This morning I woke up at 4:30 with Dave and started my day. By 6:30 - I was ready for a NAP . . . or another eight hours of sleep! I had just laid down when I heard Abby wake up. I decided to do what any good mother in my situation would do: Ignore her until she got the point that it was still night-night time and she should go back to sleep. It has worked before -- and she should have been asleep for AT LEAST another two hours!
Well - it didn't work. I spent the next ten minutes listening to her cry and talk and cry some more. Then I finally heard, "May . . . I . . . please . . . some . . . OUT!?" She wanted out. And she had to use the magic phrase I've been trying SO HARD to teach her, didn't she? So I went to get her and nicely PLACE her back in her bed, with an explanation that it was STILL night-night time for Abby and she should STILL be asleep.
And I learned what the jibberish had been between her cries . . .
She was totally and completely naked. She had wet through her clothes, and when I didn't come, she took her wet clothes off by herself and then took her wet diaper off BY HERSELF . . . . Yep. Completely. naked. was. she.
Then tonight, while Dave went to the grocery store to get some necessary evils (like cinnamon and apple sauce and MILK), I decided to cook dinner AND give the kids a bath . . . because that is what you do when it is after 6:00 at night and you are fighting the clock and want to keep them occupied and moving TOWARDS bed. I put the rice in the rice maker, turned the microwave on, and chased my excited kids to the bathroom!
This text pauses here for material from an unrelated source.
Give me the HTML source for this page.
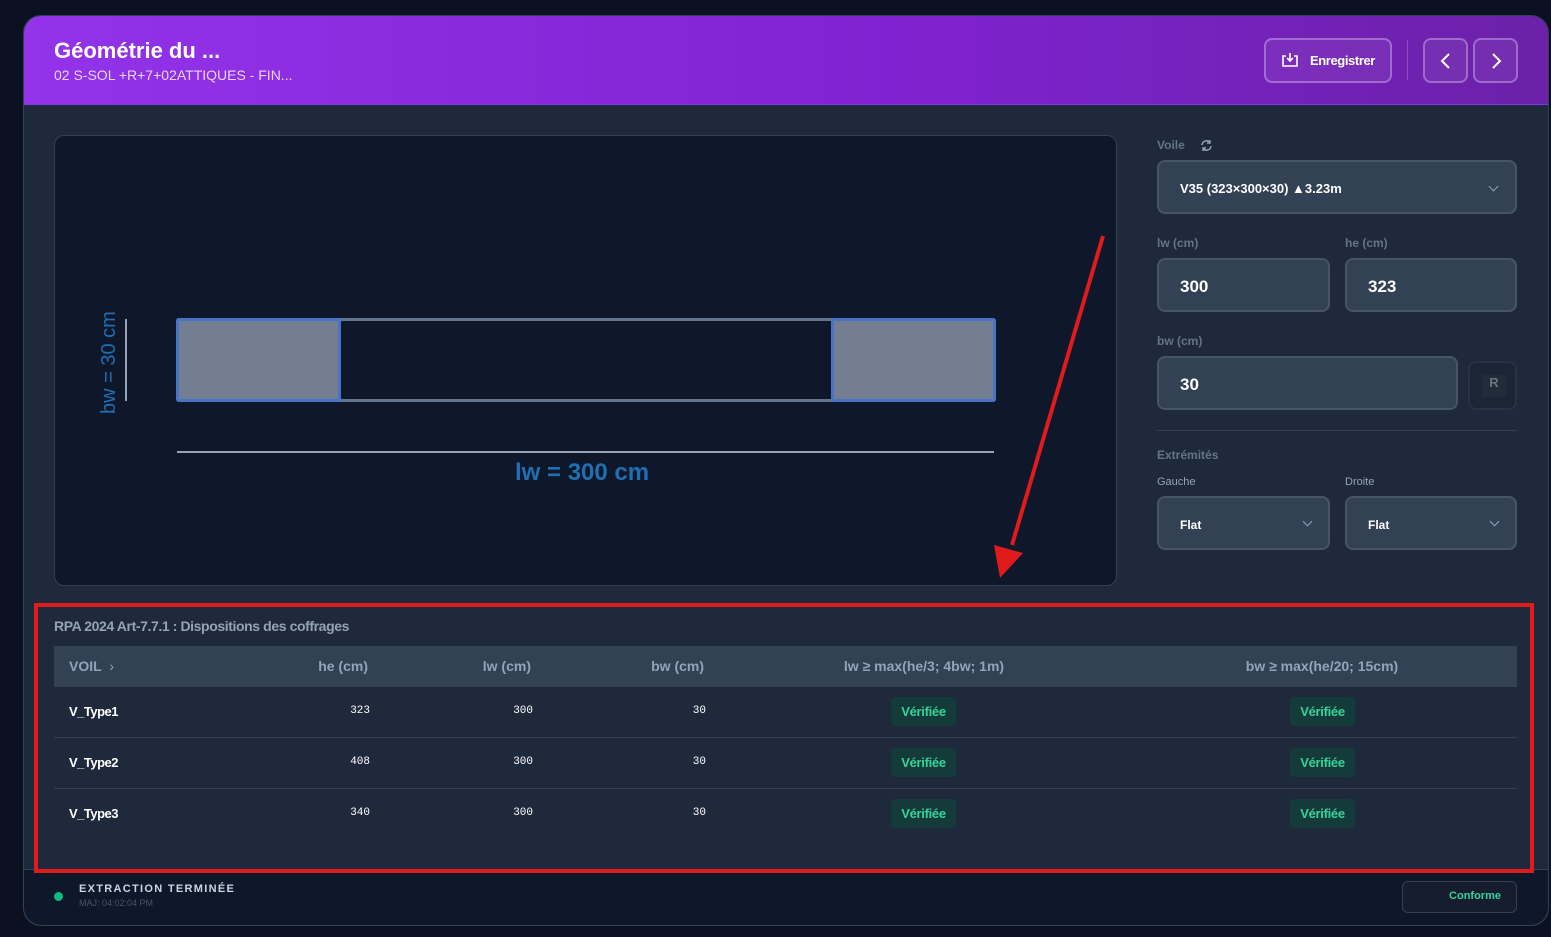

After I had soaped them down and it was time for them to have their free-time playtime with all their fun bath toys, I ran into the kitchen to mix up the other ingredients for rice pudding, so that when the rice was done cooking, I could just throw it all in my fancy Pampered Chef rice maker and have dinner by the time they got out of the tub. Sounds reasonable, right?
But then the can of evaporated milk WOULD NOT OPEN. I tried everything! Three or four times. Still not a budge in the seal! In the meantime -- and you can imagine that I was getting more and more frustrated with every second that my SIMPLE and QUICK task was dragging on and on and on -- I hear Abby and her jibberish again, telling me something that Isaac is doing. But she isn't crying, so I know he isn't hitting her over the head with the tupperware container they use to pour and dump water all over each other with such childish DELIGHT every time they take a bath. And they were actually laughing between her jibberish cries for some sort of help or interference or something. So I said, "In a minute" and continued to focus on that darn can!
Until I realized that their laughter wasn't so muffled . . . and that Abby had stopped trying to get me to come in . . . and Isaac was making that "BAM" sound he makes when he is throwing something really hard.
Or tossing water . . . all over my floor.
Yes, they had decided that I needed some encouragement to finally mop the bathroom floor . . . and had literally FLOODED it to the point that the rug was POURING water when I picked it up to hang it up to "drip dry," and the water was seeping out into the hallway. There was at least 1/8" of water ALL OVER MY BATHROOM FLOOR -- and I don't have a small bathroom here. It was even back behind the toilet! No, in my haste and exhaustion and frustration, I didn't get a picture. And I decided that the safest place for the twins while I cleaned the mess was right there in the bathtub, hearing each second how that was not a good choice for them to throw water on the floor, that we DON'T do things like that, that the water should stay IN THE TUB and the glass door should stay CLOSED AT ALL TIMES. It sounds a lot nicer here than it did in the moment, I assure you.
And we still didn't have any dinner . . . or an open can of Evaporated Milk. *sigh*
And in the end I concluded that I really need to listen to my daughter more. She's a great tattle-tale. She knows what she (and Isaac) should and should NOT be doing, and she knows when they are making bad choices. That doesn't stop her from joining the fun, but at least she is POLITE enough to tell me all about it and even invite me to intervene before it gets out of hand . . . each and every single time.